Natürlich sind manche Maßnahmen im Hinblick auf die Finanzsituation der Gemeinde in ihrer Verwirklichung erst in der Zukunft zu sehen. Wer sich aber keine Ziele setzt, wird auch auf seinem Weg nicht weiterkommen.
Die neu gebildete Gemeinde Brechen bietet in ihrer jetzigen Gestalt auf vielen Gebieten echte Voraussetzungen, als aufstrebende Gemeinde eine Mittelpunktfunktion einzunehmen.
Hierzu möchte auch ich als Bürgermeister im Rahmen der mir gegebenen Möglichkeiten mit meiner ganzen Schaffenskraft beitragen.
Lassen Sie mich "Motor” sein und helfen Sie als eine auf Gedeih und Verderb verschworene Mannschaft mit, das richtige Ziel zu erreichen.
Verweisen Sie mich auch wieder auf den richtigen Weg, wenn ich geirrt und gefehlt habe.
Daß die Arbeit als Bürgermeister der Großgemeinde Brechen nicht nur Freude und Genugtuung, sondern auch eine große Verantwortung und unter Hintenanstellung persönlicher Dinge viele Schwierigkeiten bringt, ist mir längstens klar geworden.
Nun, das Amt sehe ich als eine Verpflichtung dem Mitmenschen gegenüber im Geiste unseres christlichen Glaubens an. Hierfür gilt mein Leitwort: "Wer unter Euch der Erste sein will, sei Euer aller Diener".
Ehe ich schließe, möchte ich mich bei allen bedanken, die mir in der zurückliegenden Zeit bei meiner Arbeit geholfen haben.
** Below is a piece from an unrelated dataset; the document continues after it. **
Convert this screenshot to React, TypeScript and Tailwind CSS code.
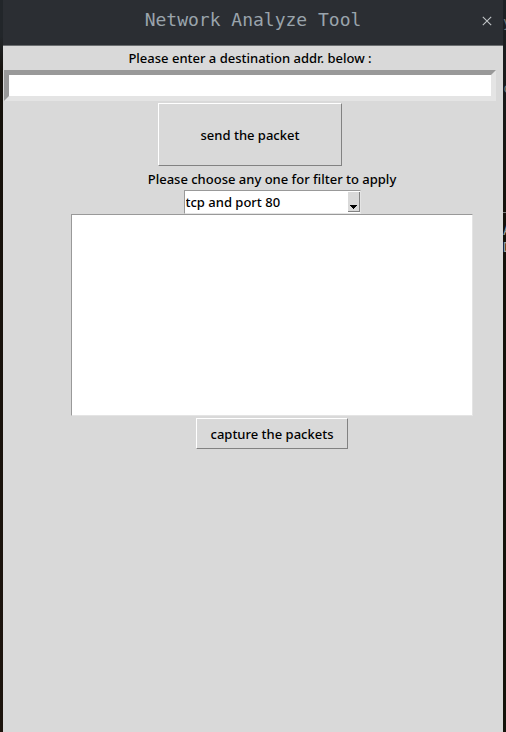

Hierbei denke ich an die Mitarbeiterinnen und Mitarbeiter der Stadt Limburg, in deren gemeinsame Zeit ich viele Grundlagen für die heutige Stellung, der früheren Gemeinde Oberbrechen und jetzt der neuen Großgemeinde Brechen, erhielt.
Ganz besonderer Dank gebührt den Mitgliedern der alten und neuen Gemeindegremien, mit denen ich bis zum heutigen Zeitpunkt sicherlich ein gutes Verhältnis hatte, zum Nutzen der Gemeinde.
Dank auch an die beiden Vorgänger Herrn Runte und Herrn Keuler in den früheren Gemeinden Brechen und Oberbrechen.
Mein besonderer Gruß gilt heute an dieser Stelle den kranken und älteren Menschen in unserer Gemeinde, denen ich gute Besserung und noch viele Lebensjahre in Gesundheit wünsche.
Mein Gruß geht aber auch über die Landesgrenzen nach Frankreich und Belgien, hin zu den dort wohnenden Freunden. Nicht zuletzt aber auch an all diejenigen, die früher in allen drei Ortsteilen der Gemeinde Brechen wohnhaft waren und sich heute in der Fremde noch mit ihrer Heimat verbunden fühlen: die jüdischen Familien in den Staaten nicht ausgeschlossen.
Lassen Sie uns nun gemeinsam einen Weg beginnen, auf dem wir unter gegenseitiger Hilfe den wahren Sinn unseres Lebens und der damit verbundenen Aufgaben auf Erden erkennen. In diesem Geiste sind Möglichkeiten vorhanden, daß unsere Gemeinde eine echte Gemeinschaft werden kann.
Besten Dank für Ihr Zuhören und Ihnen wünsche ich alles, alles Gute.
Brechen, den 3. Dez. 1974 (Kramm) Bürgermeister
(Quelle: Inform. Informationsblatt für die Gemeinde Brechen, 20.12.1974, S. 02: In der Sitzung.)